歌舞伎の愉しみ方

山川静夫「歌舞伎の愉しみ方」

型や舞台の作りなど、歌舞伎特有の表現技法や約束事を丁寧に解説した一冊。入門書ながら、著者の歌舞伎に対する愛が溢れている。山川静夫という名アナウンサー、芸能評論家のエッセイとして、歌舞伎にそれほど興味がなくても楽しく読めるのでは。

芝居の神様 島田正吾・新国劇一代

吉川潮「芝居の神様 島田正吾・新国劇一代」

98歳で亡くなる直前まで芝居に生きた島田正吾の評伝。澤田正二郎の急死から、島田・辰巳柳太郎の二人による黄金期、緒形拳の退団を経て、後継者の不在、低迷、解散に至るまで新国劇の歴史を描く。

解散と辰巳の死去後、島田は新国劇の代表作を一人芝居にアレンジして上演を続けた。生涯を捧げた、という表現がこれほどふさわしく、魅力的な人はいない。

現代演劇の地図

内田洋一「現代演劇の地図」

セリフによる劇=ストレートプレイは日本に定着し得るか。能も浄瑠璃も歌舞音曲と切り離せない。この伝統をいかに乗り越え、セリフに身体性をもたせるのか。

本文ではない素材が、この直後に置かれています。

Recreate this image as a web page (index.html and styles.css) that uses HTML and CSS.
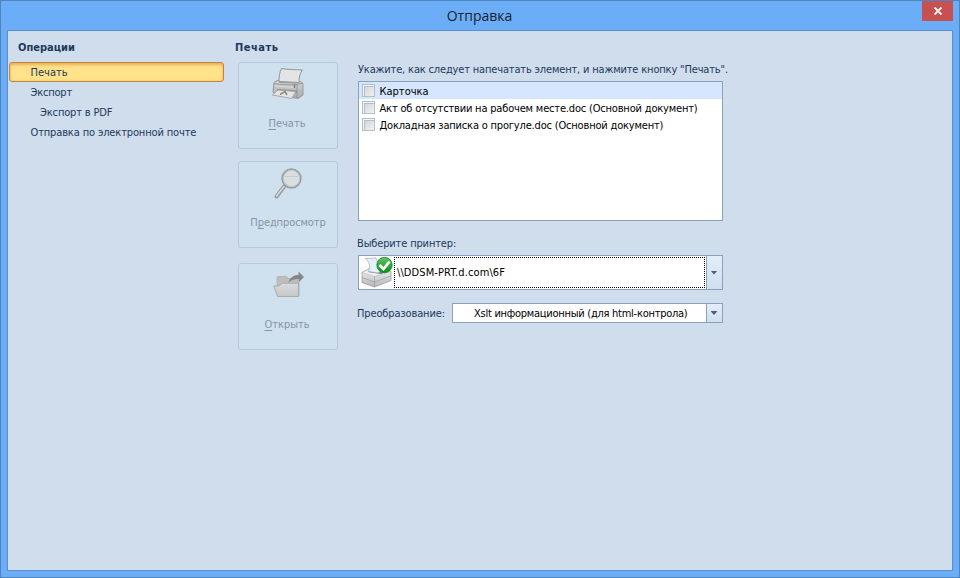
FILE: index.html
```
<!DOCTYPE html>
<html lang="ru">
<head>
<meta charset="utf-8">
<title>Отправка</title>
<link rel="stylesheet" href="styles.css">
</head>
<body>
<div class="window">
  <header class="titlebar">
    <h1>Отправка</h1>
    <button class="close" aria-label="Закрыть"><svg width="8" height="8" viewBox="0 0 8 8"><path d="M.6.5 7.4 7.5M7.4.5.6 7.5" stroke="#fff" stroke-width="1.8"/></svg></button>
  </header>
  <main class="client">
    <nav class="operations">
      <h2><span class="t-ops">Операции</span></h2>
      <ul>
        <li class="selected"><span class="t-print">Печать</span></li>
        <li><span class="t-export">Экспорт</span></li>
        <li class="nested"><span class="t-pdf">Экспорт в PDF</span></li>
        <li><span class="t-mail">Отправка по электронной почте</span></li>
      </ul>
    </nav>
    <section class="actions">
      <h2><span class="t-head">Печать</span></h2>
      <button class="action">
        <svg width="34" height="34" viewBox="0 0 34 34">
          <defs>
            <linearGradient id="pg" x1="0" y1="0" x2="0" y2="1"><stop offset="0" stop-color="#d2d3d4"/><stop offset="1" stop-color="#a9aaab"/></linearGradient>
          </defs>
          <path d="M10.500 1.500c7 1.200 14 1.200 21 1.500-2.500 3-3.500 7-3.500 12.500L8 14.500c0-5 .5-9 2.500-13z" fill="#e3e4e5" stroke="#929495"/>
          <path d="M3 15.500 6 13.500l2.500.5v1.500l19 .5 1-1.500 2 .5 1.500 2v11L27 31.500 4 28 2 25z" fill="url(#pg)" stroke="#98999a"/>
          <path d="M3 16.500c7 1.500 16 1.500 23 1V31M26 17.500l6-1.500" fill="none" stroke="#8f9192" stroke-width=".8"/>
          <path d="M4 19l20 1.500" stroke="#dcdcdc"/>
          <path d="M6 22 26 23.500V26L8 25z" fill="#8b8d8e"/>
          <path d="M7 23 25 24.500l-4.500 7L1.500 28z" fill="#e5e5e5" stroke="#999b9c" stroke-width=".8"/>
          <path d="m9 27.500 5-3 2 3.500" fill="none" stroke="#8a8a8a" stroke-width="1.600"/>
          <path d="M23.500 17.500v3.500" stroke="#777" stroke-width="1.300"/>
        </svg>
        <span class="b-print"><u>П</u>ечать</span>
      </button>
      <button class="action">
        <svg width="34" height="34" viewBox="0 0 34 34">
          <path d="M13.500 20 5.500 30.500" stroke="#969a9c" stroke-width="4" stroke-linecap="round"/>
          <path d="M13 20.500 5.500 30" stroke="#d8dadb" stroke-width="1.600" stroke-linecap="round"/>
          <circle cx="20.500" cy="12.500" r="9.300" fill="#dadedf" stroke="#9b9fa1" stroke-width="1.800"/>
          <circle cx="20.500" cy="12.500" r="8.100" fill="none" stroke="#c3c7c9" stroke-width="1"/>
          <path d="M14 10.500h13" stroke="#c5cdd1"/>
        </svg>
        <span class="b-preview">П<u>р</u>едпросмотр</span>
      </button>
      <button class="action">
        <svg width="34" height="34" viewBox="0 0 34 34">
          <defs><linearGradient id="fg" x1="0" y1="0" x2="0" y2="1"><stop offset="0" stop-color="#dadbdc"/><stop offset="1" stop-color="#c6c7c8"/></linearGradient></defs>
          <g transform="translate(1 3)">
            <path d="M5 9.500V6.500q0-1 1-1h8.500l2 2H26q1 0 1 1V25H6z" fill="#bbbdbe" stroke="#b3b5b6"/>
            <path d="M1.800 15h5l3.500-2.800H26.500V25.500H5.500z" fill="url(#fg)" stroke="#abadad"/>
            <path d="M16.500 11.500c1.500-5 5-7.500 10-7.500V.5l5.500 5.500L27 11V8c-4-.2-7 .5-10.500 3.500z" fill="#848788"/>
          </g>
        </svg>
        <span class="b-open"><u>О</u>ткрыть</span>
      </button>
    </section>
    <section class="settings">
      <p class="hint"><span class="t-hint">Укажите, как следует напечатать элемент, и нажмите кнопку "Печать".</span></p>
      <div class="list">
        <label class="row active"><i class="check"></i><span class="r-card">Карточка</span></label>
        <label class="row"><i class="check"></i><span class="r-act">Акт об отсутствии на рабочем месте.doc (Основной документ)</span></label>
        <label class="row"><i class="check"></i><span class="r-memo">Докладная записка о прогуле.doc (Основной документ)</span></label>
      </div>
      <p class="label"><span class="t-choose">Выберите принтер:</span></p>
      <div class="combo printer">
        <svg class="device" width="34" height="33" viewBox="0 0 34 33">
          <defs>
            <linearGradient id="dg" x1="0" y1="0" x2="0" y2="1"><stop offset="0" stop-color="#f5f5f5"/><stop offset="1" stop-color="#b4b6b8"/></linearGradient>
            <linearGradient id="ck" x1="0" y1="0" x2="0" y2="1"><stop offset="0" stop-color="#64c566"/><stop offset="1" stop-color="#078e1b"/></linearGradient>
          </defs>
          <path d="M2 16.500 10 12 31 15.500v9L14.500 31 2 26.500z" fill="url(#dg)" stroke="#909295" stroke-width=".7"/>
          <path d="m2 16.500 12.500 4 16.500-5-19-4z" fill="#f0f0f1" stroke="#b3b5b7" stroke-width=".6"/>
          <path d="m8 16 4-2.500 14 2.500-5 2z" fill="#7b7e82"/>
          <path d="M5.500 2.500 16 2l5 13-3 2-9.500-1.500C11 10 9 5.500 5.500 2.500z" fill="#e6f0fb" stroke="#9baabd" stroke-width=".7"/>
          <path d="m2 21.500 12.500 4.500L31 20M14.500 20.500V31" fill="none" stroke="#999c9f" stroke-width=".7"/>
          <circle cx="24.500" cy="9" r="7.700" fill="url(#ck)" stroke="#168d29" stroke-width=".8"/>
          <path d="m19.500 9 4 4 6-7.500" fill="none" stroke="#fff" stroke-width="2.800"/>
        </svg>
        <div class="value"><span class="v-printer">\\DDSM-PRT.d.com\6F</span></div>
        <div class="arrow"></div>
      </div>
      <div class="transform">
        <span class="caption"><span class="t-conv">Преобразование:</span></span>
        <div class="combo">
          <div class="choice"><span class="v-xslt">Xslt информационный (для html-контрола)</span></div>
          <div class="arrow"></div>
        </div>
      </div>
    </section>
  </main>
</div>
</body>
</html>
```

FILE: styles.css
```
* { box-sizing: border-box; margin: 0; padding: 0; }
body {
  font: 11px/20px "DejaVu Sans Condensed", "DejaVu Sans", sans-serif;
  font-stretch: condensed;
  color: #1e395b;
}
span { white-space: nowrap; }
button { font: inherit; color: inherit; }
.window {
  width: 960px; height: 578px;
  padding: 0 6px 6px;
  background: #6badf6;
  border: 1px solid #4e84be;
  display: flex; flex-direction: column;
}
.titlebar { height: 29px; display: grid; grid-template-columns: 1fr 31px 1fr; flex: none; }
.titlebar h1 {
  grid-column: 1 / 4; grid-row: 1;
  text-align: center; text-indent: -1px;
  font: 14px/29px "Open Sans", "Noto Sans", sans-serif;
  color: #18222e;
}
.close {
  grid-column: 1 / 4; grid-row: 1; justify-self: end;
  width: 31px; height: 20px;
  border: 0; background: #c75050;
  display: flex; align-items: center; justify-content: center;
}
.client {
  flex: 1; display: flex;
  background: #cfdded;
  border: 1px solid #5a90cb;
}
h2 { font-size: 11px; line-height: 22px; height: 25px; font-weight: bold; }
.operations { width: 216px; padding: 6px 0 0 1px; }
.operations h2 { padding-left: 9px; }
ul { list-style: none; }
li { height: 20px; padding-left: 21.500px; line-height: 22px; }
.nested { padding-left: 31px; }
.selected {
  padding-left: 20.500px; line-height: 20px;
  border: 1px solid #c2873c; border-radius: 3px;
  background: #ffe28a;
  box-shadow: inset 0 2px 3px #e9b25c, inset 0 0 2px #edbd67;
}
.t-export { letter-spacing: -.2px; }
.t-pdf { letter-spacing: -.15px; }
.t-mail { letter-spacing: -.14px; }
.t-head { letter-spacing: .5px; }
.t-hint { letter-spacing: -.165px; }
.r-act { letter-spacing: -.18px; }
.r-memo { letter-spacing: -.18px; }
.t-choose { letter-spacing: -.15px; }
.v-printer { letter-spacing: .1px; }
.t-conv { letter-spacing: -.13px; }
.v-xslt { letter-spacing: -.26px; }
.actions { width: 114px; padding: 6px 0 0 11px; display: flex; flex-direction: column; }
.action {
  width: 100px; height: 87px; margin: 0 0 14px 3px;
  border: 1px solid #b7cadd; border-radius: 3px;
  background: #cfe0ef;
  color: #8894a5;
  display: flex; flex-direction: column; align-items: center;
  padding-top: 4px;
}
.action + .action { margin-top: -2px; }
.action:last-child { margin-top: 1px; }
.action span { line-height: 20px; margin-top: 13px; padding-right: 2px; }
.action .b-preview { padding-right: 0; letter-spacing: -.1px; }
.action u { text-underline-offset: 2px; }
.settings { width: 385px; padding: 28px 0 0 20px; }
.hint, .label { height: 20px; line-height: 22px; }
.hint { margin-bottom: 2px; }
.list { width: 365px; height: 140px; border: 1px solid #8ba0bc; background: #fff; color: #000; }
.row { display: flex; height: 17px; align-items: center; padding-left: 3px; }
.row span { line-height: 16px; padding-top: 2px; }
.active { background: #d5e6fe; height: 17px; }
.check {
  width: 13px; height: 13px; margin-right: 4.500px;
  border: 1px solid #abbfdb; padding: 1px;
  background: #f3f6fa;
}
.check::before {
  content: ""; display: block; width: 9px; height: 9px;
  border: 1px solid #b8bec7; background: linear-gradient(135deg, #d4d7dc, #f2f2f3);
}
.label { margin: 12px 0 2px; }
.t-choose, .t-conv { margin-left: -1px; }
.combo { display: flex; width: 365px; height: 35px; border: 1px solid #8ba0bc; background: #fff; color: #000; }
.device { margin-left: 1px; flex: none; }
.value { flex: 1; margin: 1px 1px 1px 0; border: 1px dotted #000; line-height: 29px; padding-left: 2px; }
.arrow {
  width: 17px; margin-right: -1px; padding-right: 1px; flex: none;
  border-left: 1px solid #8ba0bc;
  background: linear-gradient(#e2eefa, #cfdfee) content-box;
  display: flex; align-items: center; justify-content: center;
}
.arrow::before {
  content: ""; width: 7px; height: 4px; margin-right: 1px;
  background: #4b5d80;
  clip-path: polygon(0 0, 100% 0, 50% 100%);
}
.transform { display: flex; width: 365px; margin-top: 13px; }
.caption { width: 94px; flex: none; line-height: 21px; }
.transform .combo { width: 271px; height: 20px; }
.choice { flex: 1; line-height: 20px; padding-left: 21px; }
```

井上ひさし、野田秀樹、平田オリザから、本谷有希子まで。各所に発表された評論をまとめたもので、前半の書き下ろし部を除くとややまとまりに欠ける印象だが、それぞれの劇作家、演出家が何を表現しようとし、どう変化してきたのか、挑戦の見取り図となっている。

AKB48白熱論争

小林よしのり、中森明夫、宇野常寛、濱野智史「AKB48白熱論争」

メンバーの名前すらほとんど分からない立場で読むと、引いてしまうくらい熱のこもった対談(褒め言葉です)。

推す=成長を眺める楽しみは劇団など他の集団でもあるし、序列システムなどの完成度は宝塚の方が高いだろう。それでも、人気と金の相関性を隠そうとしない、それによってかえってオープンな公平性が保たれているというところに戦略の新しさがある。金で買える1票の方が思いが込められるとの言葉は民主主義の逆説として面白い。

AKB以前のアイドルグループが“一部を見せる”というフェイクドキュメンタリーだったのに対し、そういった作り込みをしないでソーシャルメディアに物語作りを委ねてしまうという根本的な違いにも気付かされた。

能・文楽・歌舞伎

ドナルド・キーン「能・文楽・歌舞伎」

圧倒的な知識とそれに基づく理解の深さ。能の解説書などで、「幽玄」といった概念は曖昧な説明になりがちだが、原文が英語で書かれているためか、西洋的・分析的な考え方に染まってしまった現代日本人にも分かりやすく書かれている。初心者にとっては最良の概説書だろう。

著者の生き方を見ていると、文化とはただそこにあるものではなく、選び、学び取っていくものだと感じる。
“能・文楽・歌舞伎” の続きを読む

上方伝統芸能あんない

堀口初音「上方伝統芸能あんない 上方歌舞伎・文楽・上方落語・能・狂言・上方講談・浪曲・上方舞」

能、文楽、歌舞伎から落語、浪曲、舞まで、上方伝統芸能の初歩の解説書。観劇ガイドに加え、柔と剛、舞と踊りなど、上方と江戸の芸能の違いにも触れていて、とても分かりやすい。それぞれの項目に演者へのインタビューも載っていて読み物としても充実。

宝塚という装置

青弓社編集部「宝塚という装置」

宝塚に関する論文集。宝塚の世界は他の芸能と違い、役名―芸名―愛称―本名、の四つの層で形成され、本名=現実社会は徹底的に隠されている。これによってより浮世離れした舞台が築き上げられていることなど、宝塚の特異性が分かりやすい。全体的に若い研究者が多くてレポート止まりの内容も。

知の逆転

ジャレド・ダイアモンド、ノーム・チョムスキー、オリバー・サックス、マービン・ミンスキー、トム・レイトン、ジェームズ・ワトソン「知の逆転」

ジャレド・ダイアモンド、ノーム・チョムスキー、オリバー・サックスの3人のインタビューは刺激的でとても面白い。

テクノロジーの変化が加速し、社会における高齢者の役割が不明確になってきている。資本主義という概念は空虚で、多くの新技術は経済の公共部門から生まれ、最も市場原理に純粋な金融こそ最も機能不全に陥りやすい。音楽は他の記憶よりも深く脳に残されている……などなど。

残りの3人のインタビューは、それぞれの専門分野の話にうまく切り込めていなくて少し物足りない印象。そして専門外の話は少し説教臭い。